I want to go back and look at that before I would even venture, yes to be honest
John Kiani - Deutsche Bank
Okay. Thanks.
Jim Miller
Sure.
Operator
Your next question is a follow-up from the line of [Ed Tirello] with Zimmer Lucas Partners.
Ed Tirello - Zimmer Lucas Partners
Hi. You mentioned earlier in the call that you are seeing 2009 earnings in the lower half of your previous guidance range.
And just wondering what are the specific factors leading to that view, [on to those side of things]?
Jim Miller
In 2010, it's been driven almost entirely by the decline in value of the open power position that we have got as we all watched forward prices decline for the cal 2010 period. That’s slightly less than 20% open baseload position has impacted gross margin.
Ed Tirello - Zimmer Lucas Partners
Thank you very much. That was very helpful.
Jim Miller
You're welcome. To get back to the question that Danielle asked earlier and there is no change to those cash payment assumption in the UK from any movement in interest rates or anything like that.
It was consistent with the plan, again because the triennial evaluation, it's around $90 million in cash funding for the pension in WPD for the next year.
Operator
There are no further questions at this time. Do you have any closing remarks?
Jim Miller
Well, operator, I will just remind everyone that from our perspective at PPL these are challenging times in the economy. But rest assure we have an intense focus on doing all the taking, all the necessary steps to deal with any headwinds we see in 2009 and beyond to ensure that we deliver the numbers that we put out to the community.

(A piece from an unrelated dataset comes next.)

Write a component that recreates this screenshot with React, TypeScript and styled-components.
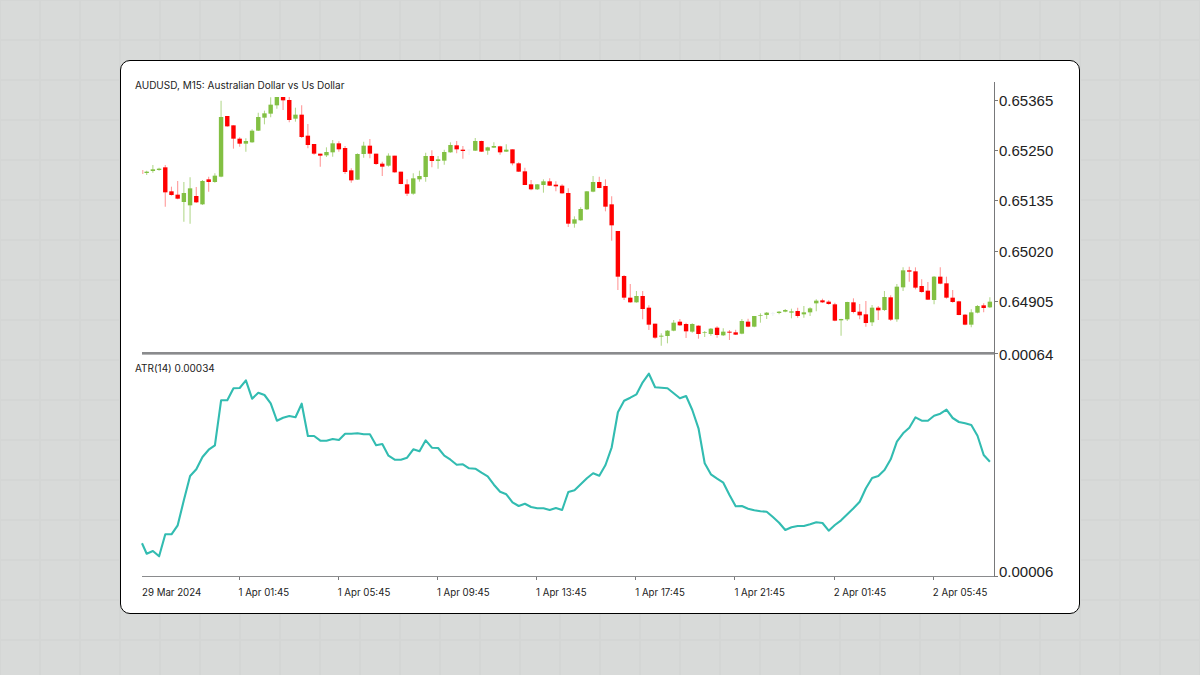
import React from 'react';
import styled, { createGlobalStyle } from 'styled-components';

const GlobalStyle = createGlobalStyle`
    html, body {
        margin: 0;
        padding: 0;
        background: #d8dad9;
    }
`;

const Page = styled.div`
    width: 1200px;
    height: 675px;
    box-sizing: border-box;
    padding-top: 60px;
    display: flex;
    justify-content: center;
    align-items: flex-start;
    background-color: #d8dad9;
    background-image:
        linear-gradient(to right, #d4d6d5 2px, transparent 2px),
        linear-gradient(to bottom, #d4d6d5 2px, transparent 2px);
    background-size: 40px 40px;
    background-position: 39px 39px;
    overflow: hidden;
`;
const Card = styled.main`
    width: 960px;
    height: 554px;
    box-sizing: border-box;
    padding-top: 21px;
    background: #fff;
    border: 1px solid #000;
    border-radius: 10px;
    font-family: Inter, "Liberation Sans", sans-serif;
    color: #222;
`;
const ChartBody = styled.div`
    display: flex;
    height: 495px;
`;
const Plot = styled.div`
    width: 873px;
    box-sizing: border-box;
    padding-left: 21px;
    display: flex;
    flex-direction: column;
`;
const Legend = styled.div<{ $height: number; $line: number }>`
    height: ${props => props.$height}px;
    line-height: ${props => props.$line}px;
    margin-left: -7px;
    font-size: 10px;
    white-space: nowrap;
`;
const Divider = styled.div`
    height: 3px;
    background: linear-gradient(to bottom, #8a8b8d 0, #8a8b8d 2px, #b4b5b6 2px);
`;
const PriceSvg = styled.svg`
    display: block;
    width: 852px;
    height: 255px;
    overflow: hidden;
`;
const AtrSvg = styled.svg`
    display: block;
    width: 852px;
    height: 203px;
    overflow: visible;
    border-bottom: 1px solid #8a8b8d;
`;
const Scale = styled.aside`
    width: 70px;
    box-sizing: border-box;
    padding-top: 9.5px;
    border-left: 1px solid #77787a;
    display: flex;
    flex-direction: column;
`;
const ScaleLabel = styled.div<{ $gap: number; $tick: number }>`
    position: relative;
    height: 18px;
    line-height: 18px;
    margin-top: ${props => props.$gap}px;
    padding-left: 4px;
    font-family: "Liberation Sans", sans-serif;
    font-size: 15px;
    color: #222;

    &::before {
        content: '';
        position: absolute;
        left: 0;
        top: ${props => props.$tick}px;
        width: 3px;
        height: 1px;
        background: #77787a;
    }
`;
const TimeAxis = styled.div`
    display: flex;
    padding-left: 21px;
`;
const TimeLabel = styled.div<{ $width: number; $tick: boolean }>`
    position: relative;
    width: ${props => props.$width}px;
    flex: none;
    padding-top: 9px;
    line-height: 13px;
    font-size: 9.7px;
    white-space: nowrap;

    &::before {
        content: '';
        display: ${props => (props.$tick ? 'block' : 'none')};
        position: absolute;
        left: 0;
        top: 0;
        width: 1px;
        height: 3px;
        background: #77787a;
    }
`;

// traced off the chart in thirds of a pixel: body top, body bottom, wick top, wick bottom
type Candle = [number, number, number, number, 'g' | 'r' | 'p'];

const seg1: Candle[] = [
    [335, 339, 332, 345, 'g'], [328, 333, 315, 338, 'g'], [326, 330, 323, 332, 'g'],
    [322, 397, 315, 440, 'r'], [394, 405, 380, 407, 'r'], [404, 416, 363, 418, 'r'],
    [399, 426, 366, 485, 'g'], [385, 436, 352, 491, 'g'], [408, 427, 381, 429, 'r'],
    [363, 433, 360, 435, 'g'], [358, 366, 350, 395, 'r'], [347, 366, 340, 368, 'g'],
    [171, 350, 122, 352, 'g'], [168, 199, 168, 200, 'r'], [196, 236, 196, 266, 'r'],
    [236, 251, 232, 260, 'r'], [243, 251, 235, 275, 'g'], [212, 247, 208, 248, 'g'],
    [171, 212, 158, 213, 'g'], [160, 173, 152, 193, 'g'], [134, 161, 112, 172, 'g'],
    [100, 136, 100, 146, 'g'], [100, 121, 100, 150, 'r'], [120, 180, 100, 187, 'r'],
    [164, 176, 143, 185, 'g'], [164, 231, 136, 234, 'r'], [227, 255, 192, 265, 'r'],
    [252, 281, 252, 284, 'r'], [281, 287, 281, 320, 'r'], [276, 286, 262, 291, 'g'],
    [250, 277, 240, 290, 'g'], [250, 268, 244, 275, 'r'], [264, 336, 258, 342, 'r'],
    [331, 361, 325, 368, 'r'], [282, 359, 280, 360, 'g'], [257, 282, 245, 293, 'g'],
    [257, 281, 237, 295, 'r'], [281, 312, 281, 315, 'r'], [311, 320, 305, 348, 'r'],
    [287, 317, 280, 320, 'g'], [287, 337, 287, 338, 'r'], [335, 372, 335, 373, 'r'],
    [373, 401, 358, 408, 'r'], [355, 401, 340, 404, 'g'], [348, 358, 332, 365, 'g'],
];
const seg2: Candle[] = [
    [198, 261, 188, 275, 'g'], [198, 213, 181, 232, 'r'], [208, 213, 198, 236, 'g'],
    [186, 212, 179, 224, 'g'], [165, 187, 157, 188, 'g'], [166, 178, 153, 190, 'r'],
    [179, 183, 168, 206, 'r'], [179, 181, 178, 195, 'p'], [153, 182, 144, 183, 'g'],
    [153, 185, 152, 186, 'r'], [172, 182, 170, 194, 'g'], [168, 173, 157, 174, 'g'],
    [169, 187, 167, 194, 'r'], [179, 185, 163, 186, 'g'], [178, 220, 178, 226, 'r'],
    [220, 245, 217, 246, 'r'], [244, 285, 233, 285, 'r'], [283, 298, 270, 301, 'r'],
    [283, 298, 282, 300, 'g'], [274, 285, 268, 308, 'g'], [274, 287, 265, 288, 'r'],
    [284, 289, 274, 304, 'r'], [287, 310, 283, 311, 'r'], [309, 401, 295, 411, 'r'],
    [388, 401, 379, 413, 'g'], [357, 391, 352, 392, 'g'], [304, 358, 303, 360, 'g'],
    [276, 305, 258, 307, 'g'], [276, 294, 260, 295, 'r'], [288, 350, 268, 364, 'r'],
    [343, 406, 319, 452, 'r'],
];
const seg3: Candle[] = [
    [33, 170, 33, 210, 'r'], [168, 233, 165, 240, 'r'], [233, 247, 192, 248, 'r'],
    [228, 247, 213, 248, 'g'], [228, 267, 213, 298, 'r'], [263, 314, 256, 330, 'r'],
    [311, 353, 311, 356, 'r'], [347, 350, 340, 377, 'g'], [332, 348, 330, 370, 'g'],
    [308, 332, 300, 334, 'g'], [305, 316, 297, 318, 'r'], [312, 334, 308, 354, 'r'],
    [312, 335, 310, 338, 'g'], [317, 342, 316, 356, 'r'], [336, 338, 333, 351, 'g'],
    [326, 342, 324, 347, 'g'], [323, 345, 319, 353, 'r'], [335, 346, 325, 348, 'g'],
    [335, 338, 330, 360, 'r'], [337, 344, 329, 345, 'r'], [303, 341, 297, 343, 'g'],
    [305, 320, 296, 322, 'r'], [288, 320, 288, 322, 'g'], [285, 287, 280, 308, 'g'],
    [278, 285, 276, 297, 'g'], [279, 281, 276, 288, 'p'], [275, 279, 273, 283, 'g'],
    [270, 275, 267, 277, 'g'], [274, 278, 266, 295, 'g'], [273, 288, 263, 293, 'r'],
    [277, 283, 258, 293, 'g'], [265, 277, 262, 288, 'g'],
];
const seg4: Candle[] = [
    [242, 250, 238, 274, 'g'], [241, 247, 236, 249, 'r'], [245, 252, 241, 254, 'r'],
    [253, 302, 248, 304, 'r'], [297, 301, 296, 347, 'g'], [246, 298, 245, 303, 'g'],
    [247, 276, 235, 280, 'r'], [275, 286, 252, 298, 'r'], [283, 309, 243, 320, 'r'],
    [263, 307, 255, 318, 'g'], [263, 271, 258, 300, 'r'], [231, 270, 213, 273, 'g'],
    [232, 299, 226, 303, 'r'], [200, 298, 192, 305, 'g'], [151, 202, 142, 213, 'g'],
    [151, 155, 140, 185, 'r'], [154, 203, 142, 208, 'r'], [198, 216, 178, 218, 'r'],
    [212, 239, 186, 240, 'r'], [170, 240, 168, 253, 'g'], [170, 191, 142, 193, 'r'],
    [190, 233, 170, 236, 'r'], [233, 246, 210, 248, 'r'], [244, 285, 242, 286, 'r'],
    [284, 314, 282, 316, 'r'], [277, 314, 268, 322, 'g'], [258, 278, 255, 280, 'g'],
    [256, 264, 250, 277, 'r'], [245, 262, 232, 264, 'g'],
];

const PRICE_TOP = 97;
const ATR_TOP = 373;
const STEP = 6.2;
const FIRST_X = 4.67;

const toPrice = (base: number, rows: Candle[]): Candle[] =>
    rows.map(([a, b, c, d, kind]) => [
        base + a / 3 - PRICE_TOP,
        base + b / 3 - PRICE_TOP,
        base + c / 3 - PRICE_TOP,
        base + d / 3 - PRICE_TOP,
        kind,
    ]);

const candles: Candle[] = [
    ...toPrice(60, seg1),
    ...toPrice(90, seg2),
    ...toPrice(220, seg3),
    ...toPrice(220, seg4),
];

const atrA = [
    611, 603, 619, 553, 553, 526, 450, 378, 358, 321, 299, 286, 151, 151, 115, 114, 91, 146, 128, 135, 160, 212,
    203, 198, 202, 161, 258, 258, 272, 272, 267, 270, 251, 251, 250, 253, 253, 286, 282, 317, 329, 329, 323, 298, 304,
];
const atrB = [
    241, 263, 264, 287, 299, 314, 313, 325, 326, 338, 349, 374, 395, 403, 427, 438, 431, 441, 445, 445, 450, 444, 450,
    396, 391, 373, 355, 340, 347, 315, 262, 157, 122, 113, 103, 67, 41, 82, 83, 85, 100, 115, 108, 150, 205, 310, 343, 356,
];
const atrC = [
    278, 315, 349, 348, 356, 361, 364, 365, 381, 398, 420, 412, 408, 408, 403, 397, 399, 422, 405, 391, 373, 355, 335,
    295, 264, 258, 240, 208, 155, 130, 113, 82, 92, 92, 77, 71, 59, 84, 96, 100, 105, 137, 195, 215,
];

const atrY = [
    ...atrA.map(v => 350 + v / 3),
    ...atrB.map(v => 360 + v / 3),
    ...atrC.map(v => 390 + v / 3),
].map(v => v - ATR_TOP);

const atrPoints = [
    `0,${(543.3 - ATR_TOP).toFixed(1)}`,
    ...atrY.map((y, i) => `${(FIRST_X + STEP * i).toFixed(1)},${y.toFixed(1)}`),
].join(' ');

const bodyColor = { g: '#82c043', r: '#ff0000', p: '#eef2f7' };
const wickColor = { g: '#b5d98f', r: '#ff9a9a', p: '#eef2f7' };

const prices = [
    { text: '0.65365', gap: 0, tick: 8.5 },
    { text: '0.65250', gap: 32.4, tick: 8 },
    { text: '0.65135', gap: 32.4, tick: 8 },
    { text: '0.65020', gap: 32.4, tick: 8 },
    { text: '0.64905', gap: 32.4, tick: 8 },
    { text: '0.00064', gap: 35.1, tick: 7 },
    { text: '0.00006', gap: 198.5, tick: 13 },
];

const times = [
    '29 Mar 2024',
    '1 Apr 01:45',
    '1 Apr 05:45',
    '1 Apr 09:45',
    '1 Apr 13:45',
    '1 Apr 17:45',
    '1 Apr 21:45',
    '2 Apr 01:45',
    '2 Apr 05:45',
];

function App() {
    return (
        <Page>
            <GlobalStyle />
            <Card>
                <ChartBody>
                    <Plot>
                        <Legend $height={15} $line={7}>AUDUSD, M15: Australian Dollar vs Us Dollar</Legend>
                        <PriceSvg viewBox="0 0 852 255">
                            <g stroke="#ff9a9a" strokeWidth="1">
                                <line x1="0.8" x2="0.8" y1="73" y2="77" />
                            </g>
                            {candles.map(([top, bottom, wickTop, wickBottom, kind], i) => {
                                const x = FIRST_X + STEP * i;
                                return (
                                    <g key={i}>
                                        <line x1={x} x2={x} y1={wickTop} y2={wickBottom} stroke={wickColor[kind]} strokeWidth="1.1" />
                                        <rect x={x - 2.2} y={top} width="4.4" height={bottom - top} fill={bodyColor[kind]} />
                                    </g>
                                );
                            })}
                        </PriceSvg>
                        <Divider />
                        <Legend $height={18} $line={27}>ATR(14) 0.00034</Legend>
                        <AtrSvg viewBox="0 0 852 203">
                            <polyline points={atrPoints} fill="none" stroke="#32bcb1" strokeWidth="2.1" strokeLinejoin="round" />
                        </AtrSvg>
                    </Plot>
                    <Scale>
                        {prices.map(p => (
                            <ScaleLabel key={p.text} $gap={p.gap} $tick={p.tick}>{p.text}</ScaleLabel>
                        ))}
                    </Scale>
                </ChartBody>
                <TimeAxis>
                    {times.map((t, i) => (
                        <TimeLabel key={t} $width={i === 0 ? 96.5 : 99.2} $tick={i > 0}>{t}</TimeLabel>
                    ))}
                </TimeAxis>
            </Card>
        </Page>
    );
}

export default App;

Additionally, I think that in this year, this spring we will continue to work with both the PUC in the Pennsylvania legislature to complete our transition to market purchases for PPL Electric Utilities in 2010, and as well we are going to take all the necessary steps to strengthen and maintain our credit rating for the corporation. So, I thank you for your attention and we will talk to you at the end of first quarter.
Thank you.
Operator
This concludes today's conference call. You may now disconnect.